04 July 2006

Rebelling Against Myself

I think I have some kind of 'Don't tell me what to do!' attitude towards myself! For weeks now I have been attempting to get up early and go for a walk. Every morning I have just continued to lay in bed and get another half to an hours sleep, leaving it too late to go for a walk. Even whilst I was on holidays, my mind was filled with excuses about why I couldn't, shouldn't, or plain didn't want to.
Yesterday when I was journalling I wrote that all promises to myself were off as far as walking in the morning went. I had been feeling like a failure about it.

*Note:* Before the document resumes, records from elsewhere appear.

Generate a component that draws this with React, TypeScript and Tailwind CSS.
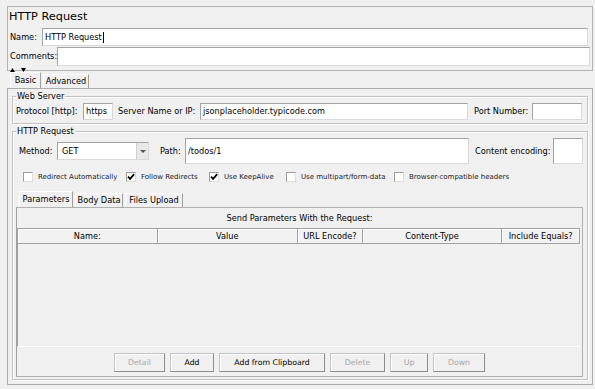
import React from "react";

const field =
  "bg-white border border-[#a3a3a3] border-b-[#d9d9d9] border-r-[#d9d9d9] flex items-center pl-[2px] overflow-hidden whitespace-nowrap";
const groupBox = "relative border border-[#c2c2c2] shadow-[inset_1px_1px_0_#ffffff,1px_1px_0_#ffffff]";

function Legend({ children }: { children: React.ReactNode }) {
  return (
    <span className="absolute -top-[6px] left-[3px] bg-[#f0f0f0] px-px leading-[10px]">
      {children}
    </span>
  );
}

function CheckBox({ checked, label, w }: { checked?: boolean; label: string; w: string }) {
  return (
    <div className={`flex items-center ${w}`}>
      <span className="w-[10px] h-[10px] bg-white border border-[#9c9c9c] border-b-[#dcdcdc] border-r-[#dcdcdc] flex items-center justify-center">
        {checked && (
          <svg width="8" height="8" viewBox="0 0 8 8">
            <path d="M1 3.6L3.1 5.8L7.2 1.2" stroke="#000" strokeWidth="1.8" fill="none" />
          </svg>
        )}
      </span>
      <span className="ml-[5px] text-[7px] text-[#1a1a1a] whitespace-nowrap">{label}</span>
    </div>
  );
}

function Btn({ label, w, disabled }: { label: string; w: string; disabled?: boolean }) {
  return (
    <div
      className={`${w} h-[19px] flex items-center justify-center border border-[#c4c4c4] border-b-[#8c8c8c] border-r-[#8c8c8c] shadow-[inset_1px_1px_0_#ffffff] text-[7.8px] ${
        disabled ? "text-[#a6a6a6]" : "text-black"
      }`}
    >
      {label}
    </div>
  );
}

function Tab({ label, w, active }: { label: string; w: string; active?: boolean }) {
  return (
    <div
      className={`${w} ${
        active ? "h-[16px]" : "h-[14px]"
      } flex items-center justify-center border-t border-l border-white border-r border-r-[#a0a0a0]`}
    >
      {label}
    </div>
  );
}

const headers: [string, string][] = [
  ["Name:", "w-[140px]"],
  ["Value", "w-[141px]"],
  ["URL Encode?", "w-[65px]"],
  ["Content-Type", "w-[140px]"],
  ["Include Equals?", "w-[77px]"],
];

export default function App() {
  return (
    <div className="w-[595px] h-[389px] overflow-hidden bg-[#f0f0f0] pt-[6px] font-['DejaVu_Sans',sans-serif] text-[8.2px] text-black">
      {/* top panel */}
      <div className="relative ml-[7px] w-[586px] h-[65px] border border-[#b2b2b2]">
        <div className="h-[21px] pl-px pt-[3px] text-[11.3px] leading-[14px]">HTTP Request</div>
        <div className="h-[18px] flex items-center">
          <span className="w-[34px] pl-[2px]">Name:</span>
          <div className={`w-[546px] h-[18px] ${field}`}>
            HTTP Request
            <span className="ml-px w-px h-[11px] bg-black" />
          </div>
        </div>
        <div className="h-[19px] mt-px flex items-center">
          <span className="w-[49px] pl-[2px]">Comments:</span>
          <div className={`w-[533px] h-[19px] ${field}`} />
        </div>
        <div className="absolute -bottom-[2px] left-[2px] flex gap-[6px]">
          <svg width="5" height="4" viewBox="0 0 5 4">
            <path d="M0 4L2.5 0L5 4Z" fill="#000" />
          </svg>
          <svg width="5" height="4" viewBox="0 0 5 4">
            <path d="M0 0L2.5 4L5 0Z" fill="#000" />
          </svg>
        </div>
      </div>

      {/* main tabs */}
      <div className="h-[17px] pl-[10px] flex items-end gap-[2px]">
        <Tab label="Basic" w="w-[31px]" active />
        <Tab label="Advanced" w="w-[46px]" />
      </div>

      <div className="ml-[7px] w-[586px] h-[297px] border border-[#acacac] pt-[7px]">
        {/* Web Server */}
        <div className={`${groupBox} ml-[4px] w-[576px] h-[28px] pt-[5px]`}>
          <Legend>Web Server</Legend>
          <div className="h-[18px] flex items-center pl-[3px]">
            <span className="w-[67px]">Protocol [http]:</span>
            <div className={`w-[30px] h-[17px] ${field}`}>https</div>
            <span className="ml-[5px] w-[82px]">Server Name or IP:</span>
            <div className={`w-[268px] h-[17px] ${field}`}>jsonplaceholder.typicode.com</div>
            <span className="ml-[6px] w-[58px]">Port Number:</span>
            <div className={`w-[50px] h-[17px] ${field}`} />
          </div>
        </div>

        {/* HTTP Request */}
        <div className={`${groupBox} mt-[7px] ml-[4px] w-[576px] h-[249px] pt-[6px]`}>
          <Legend>HTTP Request</Legend>
          <div className="h-[26px] flex items-center pl-[6px]">
            <span className="w-[38px]">Method:</span>
            <div className={`w-[92px] h-[18px] ${field} pr-0 justify-between`}>
              <span className="pl-[2px]">GET</span>
              <span className="w-[12px] h-full bg-[#e8e8e8] border-l border-[#d0d0d0] flex items-center justify-center">
                <svg width="6" height="3" viewBox="0 0 6 3">
                  <path d="M0 0L3 3L6 0Z" fill="#555" />
                </svg>
              </span>
            </div>
            <span className="ml-[11px] w-[25px]">Path:</span>
            <div className={`w-[284px] h-[26px] ${field}`}>/todos/1</div>
            <span className="ml-[6px] w-[78px]">Content encoding:</span>
            <div className={`w-[30px] h-[26px] ${field}`} />
          </div>

          <div className="mt-[6px] h-[14px] flex items-center pl-[10px]">
            <CheckBox label="Redirect Automatically" w="w-[103px]" />
            <CheckBox label="Follow Redirects" w="w-[83px]" checked />
            <CheckBox label="Use KeepAlive" w="w-[77px]" checked />
            <CheckBox label="Use multipart/form-data" w="w-[108px]" />
            <CheckBox label="Browser-compatible headers" w="w-[130px]" />
          </div>

          {/* sub tabs */}
          <div className="mt-[6px] h-[17px] pl-[6px] flex items-end gap-[2px]">
            <Tab label="Parameters" w="w-[54px]" active />
            <Tab label="Body Data" w="w-[48px]" />
            <Tab label="Files Upload" w="w-[58px]" />
          </div>

          <div className="ml-[3px] w-[567px] h-[170px] border border-[#b0b0b0] border-l-[#a0a0a0]">
            <div className="h-[20px] flex items-center justify-center">Send Parameters With the Request:</div>
            <div className="w-[563px] h-[16px] flex border border-[#a0a0a0]">
              {headers.map(([h, w], i) => (
                <div
                  key={h}
                  className={`${w} h-full flex items-center justify-center bg-[#f2f2f2] shadow-[inset_1px_1px_0_#ffffff] ${
                    i < headers.length - 1 ? "border-r border-[#a0a0a0]" : ""
                  }`}
                >
                  {h}
                </div>
              ))}
            </div>
            <div className="w-[563px] h-[103px] border-l border-[#a0a0a0] border-b border-b-white" />
            <div className="mt-[6px] flex justify-center gap-[5px]">
              <Btn label="Detail" w="w-[51px]" disabled />
              <Btn label="Add" w="w-[44px]" />
              <Btn label="Add from Clipboard" w="w-[106px]" />
              <Btn label="Delete" w="w-[55px]" disabled />
              <Btn label="Up" w="w-[38px]" disabled />
              <Btn label="Down" w="w-[52px]" disabled />
            </div>
          </div>
        </div>
      </div>
    </div>
  );
}
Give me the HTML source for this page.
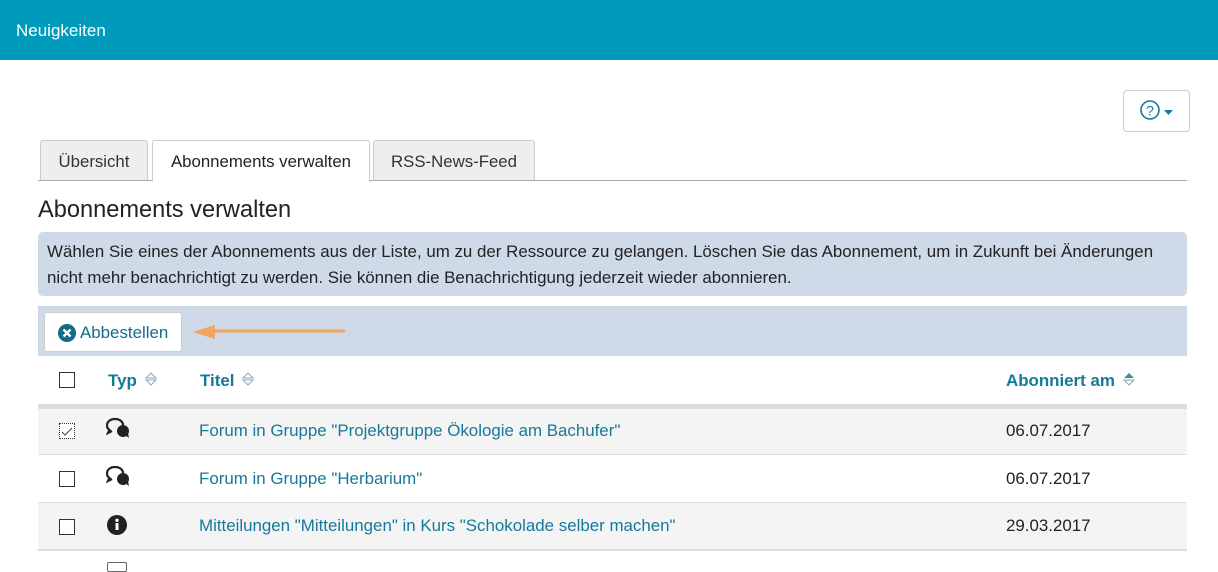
<!DOCTYPE html>
<html><head><meta charset="utf-8"><style>
*{box-sizing:border-box;margin:0;padding:0}
body{width:1218px;height:565px;overflow:hidden;background:#fff;font-family:"Liberation Sans",sans-serif;color:#222;position:relative}
.top{position:absolute;left:0;top:0;width:1218px;height:60px;background:#009bbb;color:#fff;font-size:17px;padding:21px 16px}
.help{position:absolute;left:1123px;top:90px;width:67px;height:42px;border:1px solid #ccc;border-radius:4px}
.tab{position:absolute;top:140px;height:41px;border:1px solid #ccc;border-bottom:none;border-radius:3px 3px 0 0;background:#eee;font-size:16.8px;color:#333;padding:11px 0;text-align:center}
.line{position:absolute;left:38px;top:180px;width:1149px;height:1px;background:#aaa}
h2{position:absolute;left:38px;top:197px;font-size:23.6px;font-weight:normal;color:#222}
.info{position:absolute;left:38px;top:232px;width:1149px;height:64px;background:#cfdae9;border-radius:5px;font-size:16.9px;line-height:26px;padding:7px 9px;color:#222}
.tb{position:absolute;left:38px;top:306px;width:1149px;height:50px;background:#cfdae9}
.btn{position:absolute;left:44px;top:312px;width:138px;height:40px;background:#fff;border:1px solid #ccc;border-radius:3px;font-size:16.9px;color:#146b8a;padding:10px 0 0 35px}
.row{position:absolute;left:38px;width:1149px;font-size:16.9px}
.cb{position:absolute;left:21px;width:16px;height:16px;border:1px solid #333;background:#fff}
a{color:#16799a;text-decoration:none}
.th{font-weight:bold;color:#16799a}
.s{position:absolute}
</style></head><body>
<div class="top">Neuigkeiten</div>
<div class="help"><svg width="67" height="42" style="position:absolute;left:0;top:0"><circle cx="26" cy="19" r="9" fill="none" stroke="#16799a" stroke-width="1.6"/><text x="26" y="24.5" font-size="14" text-anchor="middle" fill="#16799a" font-family="Liberation Sans">?</text><path d="M40 19h9l-4.5 5z" fill="#16799a"/></svg></div>
<div class="tab" style="left:40px;width:108px">Übersicht</div>
<div class="tab" style="left:152px;width:218px;background:#fff;height:42px;z-index:2;color:#222">Abonnements verwalten</div>
<div class="tab" style="left:373px;width:162px">RSS-News-Feed</div>
<div class="line"></div>
<h2>Abonnements verwalten</h2>
<div class="info">Wählen Sie eines der Abonnements aus der Liste, um zu der Ressource zu gelangen. Löschen Sie das Abonnement, um in Zukunft bei Änderungen nicht mehr benachrichtigt zu werden. Sie können die Benachrichtigung jederzeit wieder abonnieren.</div>
<div class="tb"></div>
<div class="btn"><svg width="18" height="18" style="position:absolute;left:13px;top:11px"><circle cx="9" cy="9" r="9" fill="#146b8a"/><path d="M5.5 5.5l7 7M12.5 5.5l-7 7" stroke="#fff" stroke-width="2.4"/></svg>Abbestellen</div>
<svg width="160" height="20" style="position:absolute;left:190px;top:322px"><path d="M155 9H20" stroke="#f4a460" stroke-width="3"/><path d="M3 10l22-7v14z" fill="#f4a460"/></svg>
<div class="row" style="top:356px;height:48px"><div class="cb" style="top:16px"></div>
<span class="th" style="position:absolute;left:70px;top:15px">Typ</span>
<svg class="s" style="left:107px;top:16px" width="12" height="14"><path d="M1 6L6 1l5 5zM1 8l5 5 5-5z" fill="none" stroke="#8aaab5" stroke-width="1"/></svg>
<span class="th" style="position:absolute;left:162px;top:15px">Titel</span>
<svg class="s" style="left:204px;top:16px" width="12" height="14"><path d="M1 6L6 1l5 5zM1 8l5 5 5-5z" fill="none" stroke="#8aaab5" stroke-width="1"/></svg>
<span class="th" style="position:absolute;left:968px;top:15px">Abonniert am</span>
<svg class="s" style="left:1085px;top:16px" width="12" height="14"><path d="M1 6L6 1l5 5z" fill="#4a8a9a"/><path d="M1 8l5 5 5-5z" fill="none" stroke="#8aaab5" stroke-width="1"/></svg></div>
<div class="row" style="top:404px;height:5px;background:#ddd"></div>
<div class="row" style="top:409px;height:46px;background:#f4f4f4;border-bottom:1px solid #ddd"><div class="cb" style="top:14px;border-style:dotted"><svg width="14" height="14"><path d="M2 7l3 3 7-7" fill="none" stroke="#444" stroke-width="1"/></svg></div>
<svg class="s" style="left:68px;top:8px" width="26" height="24"><path d="M9 2C4 2 1 5 1 8.5c0 2 1 3.5 2.5 4.5L2 16l4-2" fill="none" stroke="#222" stroke-width="2.2"/><path d="M9 2c5 0 8 3 8 6" fill="none" stroke="#222" stroke-width="2.2"/><circle cx="17" cy="14" r="6" fill="#222"/><path d="M19 18l4 3-1-5z" fill="#222"/></svg>
<a style="position:absolute;left:161px;top:12px">Forum in Gruppe "Projektgruppe Ökologie am Bachufer"</a><span style="position:absolute;left:968px;top:12px">06.07.2017</span></div>
<div class="row" style="top:455px;height:48px;border-bottom:1px solid #ddd"><div class="cb" style="top:16px"></div>
<svg class="s" style="left:68px;top:10px" width="26" height="24"><path d="M9 2C4 2 1 5 1 8.5c0 2 1 3.5 2.5 4.5L2 16l4-2" fill="none" stroke="#222" stroke-width="2.2"/><path d="M9 2c5 0 8 3 8 6" fill="none" stroke="#222" stroke-width="2.2"/><circle cx="17" cy="14" r="6" fill="#222"/><path d="M19 18l4 3-1-5z" fill="#222"/></svg>
<a style="position:absolute;left:161px;top:14px">Forum in Gruppe "Herbarium"</a><span style="position:absolute;left:968px;top:14px">06.07.2017</span></div>
<div class="row" style="top:503px;height:48px;background:#f4f4f4;border-bottom:2px solid #ddd"><div class="cb" style="top:16px"></div><svg width="20" height="20" style="position:absolute;left:69px;top:12px"><circle cx="10" cy="10" r="10" fill="#222"/><rect x="8.5" y="8" width="3" height="7" fill="#fff"/><circle cx="10" cy="5.3" r="1.7" fill="#fff"/></svg><a style="position:absolute;left:161px;top:13px">Mitteilungen "Mitteilungen" in Kurs "Schokolade selber machen"</a><span style="position:absolute;left:968px;top:13px">29.03.2017</span></div>
<div style="position:absolute;left:107px;top:562px;width:20px;height:10px;border:1px solid #666;border-radius:2px"></div>
</body></html>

I had been reading this interview with Stephen M. Covey (Stephen R. Covey's son) about 'Trust' and how important it was in business etc. He's writing a book called 'The SPEED of Trust : Why Trust Is the Ultimate Determinant of Success or Failure in Your Relationships, Career, and Life' He talked about breaking agreements with yourself so I figured I shouldn't keep doing this.
Anyway, this morning, with no pressure, I popped out of bed, put my runners on and went walking. Go figure!

bk_keywords: Stephen Covey.

1 comment:

Anonymous said...

Woah Joh, me too. Cept I didn't make the realisation til you said it.
I'm totally going to check out that book.
Go you. I' proud of you for doing it this morning.